◆ **TASK DESCRIPTION**
Without copying any pictures, restate exactly the lines from the start of the records through the line containing "const RADIUS = 264;".

◆ **EXERCISE INPUT**
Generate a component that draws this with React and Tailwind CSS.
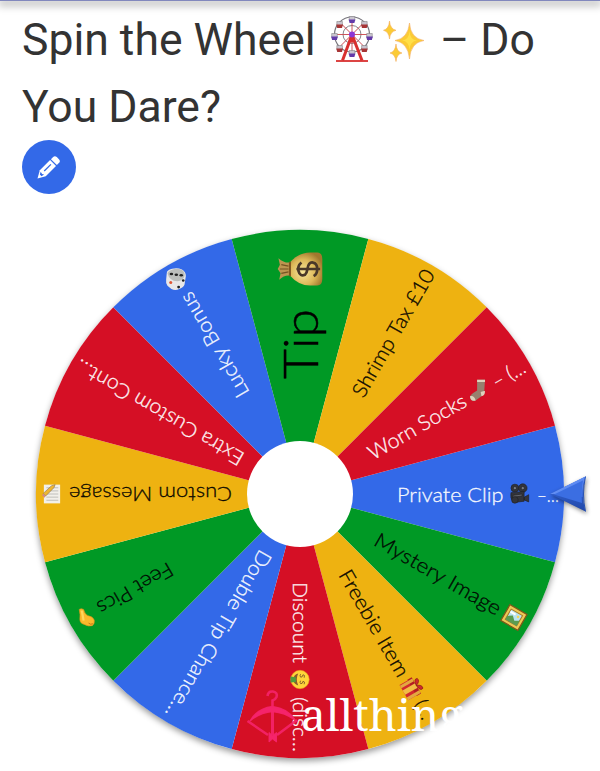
import React from "react";

const BLUE = "#3369e8";
const GREEN = "#009925";
const YELLOW = "#eeb211";
const RED = "#d50f25";

const RADIUS = 264;

// from / to are distances from the hub along the slice's centre line
const slices = [
  { angle: 0, color: BLUE, parts: [{ text: "Private Clip", from: 97, to: 203.5 }, { text: "–…", from: 237, to: 259 }], icon: { Art: Camera, at: 219.5, size: 21 } },
  { angle: 30, color: GREEN, parts: [{ text: "Mystery Image", from: 88, to: 231 }], icon: { Art: Picture, at: 247, size: 21 } },
  { angle: 60, color: YELLOW, parts: [{ text: "Freebie Item", from: 89, to: 209 }, { text: "(…", from: 239, to: 258 }], icon: { Art: Gift, at: 224, size: 20 } },
  { angle: 90, color: RED, parts: [{ text: "Discount", from: 88, to: 169 }, { text: "(disc…", from: 203, to: 258 }], icon: { Art: MoneyFace, at: 185.5, size: 19 } },
  { angle: 120, color: BLUE, parts: [{ text: "Double Tip Chance…", from: 67, to: 258 }] },
  { angle: 150, color: GREEN, parts: [{ text: "Feet Pics", from: 148, to: 232 }], icon: { Art: Foot, at: 247, size: 20 } },
  { angle: 180, color: YELLOW, parts: [{ text: "Custom Message", from: 68, to: 231 }], icon: { Art: Memo, at: 248, size: 20 } },
  { angle: 210, color: RED, parts: [{ text: "Extra Custom Cont…", from: 67, to: 258 }] },
  { angle: 240, color: BLUE, parts: [{ text: "Lucky Bonus", from: 113, to: 231 }], icon: { Art: Dice, at: 248, size: 21 } },
  { angle: 270, color: GREEN, parts: [{ text: "Tip", from: 115, to: 185, big: true }], icon: { Art: MoneyBag, at: 225, size: 46 } },
  { angle: 300, color: YELLOW, parts: [{ text: "Shrimp Tax £10", from: 114, to: 258 }] },
  { angle: 330, color: RED, parts: [{ text: "Worn Socks", from: 80, to: 190 }, { text: "– (…", from: 223, to: 258 }], icon: { Art: Sock, at: 207, size: 23 } },
];

const rad = (deg) => (deg * Math.PI) / 180;

export default function App() {
  return (
    <div className="w-[600px] h-[771px] overflow-hidden bg-white flex flex-col font-[Roboto,sans-serif]">
      <div className="h-px shrink-0 bg-[#8288bd] shadow-[0_2px_8px_2px_rgba(0,0,0,0.35)]" />

      <header className="h-[213px] shrink-0 pl-[22px] pt-1.5">
        <h1 className="text-[44.5px] leading-[67px] text-[#333] whitespace-nowrap">
          <span className="flex items-center">
            <span className="w-[309px]">Spin the Wheel</span>
            <FerrisWheel />
            <Sparkles />
            <span className="ml-[15px]">– Do</span>
          </span>
          <span className="block">You Dare?</span>
        </h1>
        <button className="block -mt-px w-[54px] h-[54px] rounded-full bg-[#3369e8] cursor-pointer" aria-label="Edit">
          <PencilIcon />
        </button>
      </header>

      <main className="h-[557px] shrink-0">
        <Wheel />
      </main>
    </div>
  );
}

function Wheel() {
  return (
    <svg width="600" height="557" viewBox="0 214 600 557" className="block">
      <defs>
        <linearGradient id="pointerTop" x1="0" y1="0" x2="1" y2="1">
          <stop offset="0" stopColor="#7fa6fb" />
          <stop offset="1" stopColor="#3f72ea" />
        </linearGradient>
        <linearGradient id="pointerBottom" x1="0" y1="0" x2="0" y2="1">
          <stop offset="0" stopColor="#396bdf" />
          <stop offset="1" stopColor="#2148a8" />
        </linearGradient>
        <radialGradient id="gold" cx="0.4" cy="0.4" r="0.65">
          <stop offset="0" stopColor="#f8e79a" />
          <stop offset="0.6" stopColor="#dcb858" />
          <stop offset="1" stopColor="#a1782e" />
        </radialGradient>
      </defs>

      <g transform="translate(300 494)">
        <circle r={RADIUS} fill="#fff" className="drop-shadow-[0_3px_3px_rgba(0,0,0,0.4)]" />
        {slices.map((s) => (
          <Slice key={s.angle} slice={s} />
        ))}
        <circle r="53" fill="#fff" />
      </g>

      <Pointer />
      <Watermark />
    </svg>
  );
}

function Slice({ slice }) {
  const { angle, color, parts, icon } = slice;
  const x = RADIUS * Math.cos(rad(15));
  const y = RADIUS * Math.sin(rad(15));
  const ink = color === BLUE || color === RED ? "#fff" : "#000";

  return (
    <g transform={`rotate(${angle})`}>
      <path d={`M0 0L${x} ${-y}A${RADIUS} ${RADIUS} 0 0 1 ${x} ${y}Z`} fill={color} />
      {parts.map((p) => (
        <text
          key={p.text}
          x={p.from}
          y={p.big ? 18 : 7.5}
          fill={ink}
          fillOpacity={p.big ? 1 : 0.92}
          stroke={ink}
          strokeWidth={p.big ? 0.5 : 0.3}
          fontSize={p.big ? 48 : 20.5}
          textLength={p.to - p.from}
          lengthAdjust="spacingAndGlyphs"
          className="font-[Lato,sans-serif] font-light"
        >
          {p.text}
        </text>
      ))}
      {icon && (
        <g transform={`translate(${icon.at} 0) scale(${icon.size / 32})`}>
          <icon.Art />
        </g>
      )}
    </g>
  );
}

function Pointer() {
  return (
    <g className="drop-shadow-[1px_2px_2px_rgba(0,0,0,0.45)]">
      <path d="M550 494L585.500 476.500Q580.500 494 585.500 511.500Z" fill="url(#pointerBottom)" />
      <path d="M550 494L585.500 476.500Q582 485 582.500 497Q568 494 550 494Z" fill="url(#pointerTop)" />
      <path d="M554 494.500L583 480.500Q581 491 582 503Z" fill="#3b6ee2" />
      <path d="M585.500 476.500Q581.500 494 585.500 511.500" fill="none" stroke="#2450b5" strokeWidth="1" />
    </g>
  );
}

function Watermark() {
  return (
    <g>
      <g fill="none" stroke="#f5246b" strokeOpacity="0.9" strokeWidth="2.2">
        <path d="M267.500 696Q268 691 273 691.500Q278 692.500 276.500 697Q275.500 699.500 272.500 700.500V706" strokeWidth="2.6" />
        <path d="M250 721Q257 708.500 272.500 706.500Q288 708.500 295 720Q285 712.500 272.500 711.500Q260 712.500 250 721Z" fill="#f5246b" strokeWidth="1.5" />
        <path d="M247.500 721L268 735M297 720L277 735" strokeWidth="2.500" />
        <path d="M272.500 711V735" strokeWidth="3" />
        <path d="M269 732.500L272.500 735.500L276.500 732.500V742L272.500 739L269 742Z" fill="#f5246b" strokeWidth="1" />
      </g>
      <text x="301" y="730.500" fill="#fff" fontSize="43" textLength="162" lengthAdjust="spacingAndGlyphs" className="font-['Noto_Serif','DejaVu_Serif',serif]">
        allthing
      </text>
    </g>
  );
}

function PencilIcon() {
  return (
    <svg viewBox="0 0 54 54" className="w-[54px] h-[54px]">
      <g transform="translate(15.500 38.500) rotate(-45)" fill="#fff">
        <path d="M0 0L7.500 -4.200H22V4.200H7.500Z" />
        <path d="M23.200 -4.200H26Q28.800 -4.200 28.800 -1.500V1.500Q28.800 4.200 26 4.200H23.200Z" />
        <path d="M10 -0.500H19.500" stroke="#3369e8" strokeWidth="1.300" />
        <path d="M4.500 -1.200L7 -2.500L6.500 0L7.500 1.800L4.500 1.200Z" fill="#3369e8" />
      </g>
    </svg>
  );
}

/* ---- Title pictures ---- */

function FerrisWheel() {
  const cabins = [0, 45, 90, 135, 180, 225, 270, 315];
  return (
    <svg viewBox="0 0 42 48" className="w-[42px] h-[48px] -mt-1">
      <g fill="none" stroke="#77757c">
        <circle cx="21" cy="19.500" r="17.500" strokeWidth="1.200" />
        <circle cx="21" cy="19.500" r="9" strokeWidth="0.900" />
      </g>
      {cabins.map((a) => (
        <path key={a} d="M21 19.500V3" stroke="#c8444a" strokeWidth="0.900" transform={`rotate(${a} 21 19.500)`} />
      ))}
      <path d="M20.500 21L11.500 45.500M21.500 21L31 45.500" stroke="#d8302f" strokeWidth="3" />
      <path d="M15 33L21 21L27 33L23.500 27.500H18.500Z" fill="#d8302f" />
      <path d="M5 46H37" stroke="#d8302f" strokeWidth="1.800" />
      {cabins.map((a, i) => {
        const cx = 21 + 17.5 * Math.sin(rad(a));
        const cy = 21.5 - 17 * Math.cos(rad(a));
        return (
          <g key={a} transform={`translate(${cx} ${cy})`}>
            <path d="M-2.800 -3H2.800V1H-2.800Z" fill="#c9c4cf" stroke="#777" strokeWidth="0.500" />
            <path d="M-3.300 0H3.300L2.400 3.500H-2.400Z" fill={i % 2 ? "#a73536" : "#633aa9"} />
          </g>
        );
      })}
      <circle cx="21" cy="19.500" r="3" fill="#8c35d5" />
    </svg>
  );
}

function Sparkles() {
  return (
    <svg viewBox="0 0 42 42" className="ml-[10px] w-[42px] h-[42px]">
      <g fill="#fbcb35" stroke="#f3ad62" strokeWidth="0.600">
        <path d="M26.500 3Q27.500 18.500 41 20.500Q27.500 22.500 26.500 39Q25 22.500 12 20.500Q25 18.500 26.500 3Z" />
        <path d="M6.500 1Q7.200 9 13 10.300Q7.200 11.600 6.500 19Q5.800 11.600 0.500 10.300Q5.800 9 6.500 1Z" />
        <path d="M13 24Q13.500 31.700 19 33Q13.500 34.300 13 41.500Q12.300 34.300 7 33Q12.300 31.700 13 24Z" />
      </g>
      <path d="M26.500 11Q27 20 34 20.500Q27 21 26.500 30Q26 21 19 20.500Q26 20 26.500 11Z" fill="#ffdf49" />
    </svg>
  );
}

/* ---- Slice pictures, each drawn in a 32 unit box around 0,0 ---- */

function Camera() {
  return (
    <g fill="#33343a" stroke="#202126">
      <circle cx="-7" cy="-9" r="6" />
      <circle cx="5" cy="-9" r="6.500" />
      <circle cx="-7" cy="-9" r="2.500" fill="#777b82" />
      <circle cx="5" cy="-9" r="2.500" fill="#777b82" />
      <path d="M-13 -2L7 -4V11L-9 13Q-15 6 -13 -2ZM7 5L14 1V12L7 9Z" />
      <path d="M-10 2L4 0V3L-10 5Z" fill="#64666d" />
      <circle cx="-7" cy="9" r="5" />
    </g>
  );
}

function Picture() {
  return (
    <g>
      <path d="M-15 -14H15V14H-15Z" fill="#edc855" stroke="#7c5819" strokeWidth="2" />
      <path d="M-10 -9H10V9H-10Z" fill="#b9e4f2" stroke="#a57a22" strokeWidth="1.500" />
      <path d="M-10 9V3L-3 -2L3 4L10 0V9Z" fill="#5a9c50" />
      <path d="M-9 -5H0" stroke="#fff" strokeWidth="3" />
      <circle cx="5" cy="-4" r="2" fill="#f5d75a" />
    </g>
  );
}

function Gift() {
  return (
    <g>
      <path d="M-14 -4H14V15H-14Z" fill="#d3292c" />
      <path d="M-15 -8H15V0H-15Z" fill="#b31e22" />
      <path d="M-4 -8H4V15H-4Z" fill="#f1bd44" />
      <path d="M9 -8H14V15H9ZM-13 -8H-8V15H-13Z" fill="#e3a840" />
      <path d="M0 -8Q-12 -9 -9 -15Q-3 -17 0 -8Q3 -17 9 -15Q12 -9 0 -8Z" fill="#cf292c" stroke="#851818" strokeWidth="1" />
    </g>
  );
}

function MoneyFace() {
  return (
    <g>
      <circle r="15.500" fill="#ffd43a" stroke="#e8a51e" strokeWidth="1" />
      <path d="M-10 3Q0 8 10 3Q8 11 0 11Q-8 11 -10 3Z" fill="#8a5c2d" />
      <path d="M-4 7H4L5 16H-5Z" fill="#4f9d3d" />
      <path d="M-3 -7Q-8 -9 -8 -5Q-3 -4 -4 -1Q-6 1 -9 -1M8 -7Q3 -9 3 -5Q8 -4 7 -1Q5 1 2 -1" fill="none" stroke="#7c5829" strokeWidth="1.500" />
    </g>
  );
}

function Foot() {
  return (
    <g transform="rotate(-150)">
      <path d="M-11 -13Q-8 -15 -4 -13Q-2 -5 3 -3Q11 -2 13 4Q14 10 10 13Q4 15 -3 11Q-10 9 -10 3Q-9 -5 -11 -13Z" fill="#f9b92c" stroke="#dd901b" strokeWidth="1" />
      <path d="M-7 -11Q-5 -2 -4 5" stroke="#ffd65c" strokeWidth="3.500" fill="none" />
      <path d="M4 9Q7 12 11 10" stroke="#bd741a" strokeWidth="1.500" fill="none" />
    </g>
  );
}

function Memo() {
  return (
    <g>
      <path d="M-13 -15H13V15H-13Z" fill="#f2f0ea" />
      <path d="M-10 -10H9M-10 -5H9M-10 0H9M-10 5H9M-10 10H9" stroke="#bcbcb9" strokeWidth="1.500" />
      <path d="M-3 7L10 -6L14 -2L1 10L-5 12Z" transform="translate(0 3)" fill="#edb733" stroke="#8b7250" strokeWidth="1" />
      <path d="M10 -3L14 1L16 -2L12 -6Z" fill="#d48b80" />
    </g>
  );
}

function Dice() {
  return (
    <g transform="rotate(120)">
      <path d="M-14 -10Q-14 -14 -6 -16Q2 -18 9 -15Q15 -12 15 -5L13 8Q12 12 5 15Q-1 18 -7 15L-13 10Q-16 6 -15 0Z" fill="#e9e8e8" />
      <path d="M-13 -9Q-12 -13 -5 -15Q2 -17 9 -14Q14 -11 13 -5Q11 2 2 3Q-10 3 -13 -9Z" fill="#bcbebc" />
      <g fill="#222">
        <ellipse cx="-7" cy="-8" rx="2.700" ry="1.900" />
        <ellipse cx="0.500" cy="-7" rx="2.700" ry="1.900" />
        <ellipse cx="8" cy="-6" rx="2.700" ry="1.900" />
        <circle cx="11" cy="2" r="2" />
        <circle cx="4" cy="12" r="2.200" />
      </g>
      <circle cx="-8" cy="5" r="2.300" fill="#df5636" />
    </g>
  );
}

// lies along the slice, so its neck points towards -y before the slice rotates it
function MoneyBag() {
  return (
    <g>
      <path d="M-4.500 -7Q-4 -11 -7.500 -14.500L-3 -13.500L0 -15.500L3 -14L7.500 -15Q4 -11 4.500 -7Z" fill="#bd9550" />
      <path d="M-4.500 -7H4.500Q11.500 -1 11.500 7V12Q11.500 15.500 7 15.500H-7Q-11.500 15.500 -11.500 12V7Q-11.500 -1 -4.500 -7Z" fill="url(#gold)" />
      <path d="M-3 -13L-2 -8M0 -14V-8M3 -13L2 -8" stroke="#755322" strokeWidth="0.800" />
      <path d="M-5 -7H5" stroke="#80561f" strokeWidth="1.400" />
      <path d="M4.500 1Q2 -2 -1.500 -1Q-5.500 0 -4 3.500Q-3 4.700 0 5.200Q5 5.700 4.500 9Q4 12 0 12Q-3.500 12 -5 9.500M0 -2.500V14" fill="none" stroke="#4a3929" strokeWidth="1.900" />
    </g>
  );
}

function Sock() {
  return (
    <g transform="rotate(30)">
      <path d="M-3 -15H8L7 0Q8 5 3 8L-5 14Q-12 16 -13 9Q-13 6 -3 0Z" fill="#97806e" />
      <path d="M-3 -15H8V-12H-3ZM2 2Q8 0 8 1Q8 7 3 8ZM-13 8Q-7 6 -5 14Q-12 16 -13 8Z" fill="#ded1bc" />
    </g>
  );
}
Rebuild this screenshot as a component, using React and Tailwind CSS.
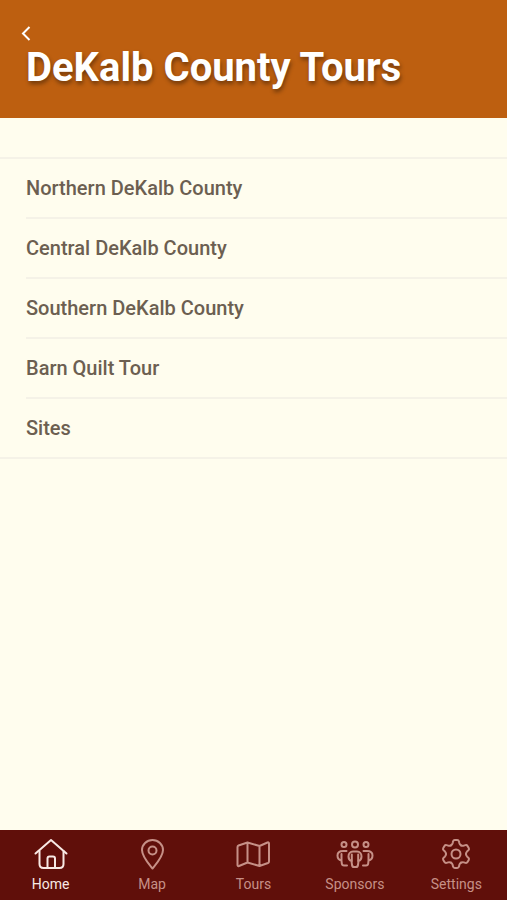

◆ **WRITTEN RESPONSE**
Generate a component that draws this with React and Tailwind CSS.
import React from "react";

const BLUE = "#3369e8";
const GREEN = "#009925";
const YELLOW = "#eeb211";
const RED = "#d50f25";

const RADIUS = 264;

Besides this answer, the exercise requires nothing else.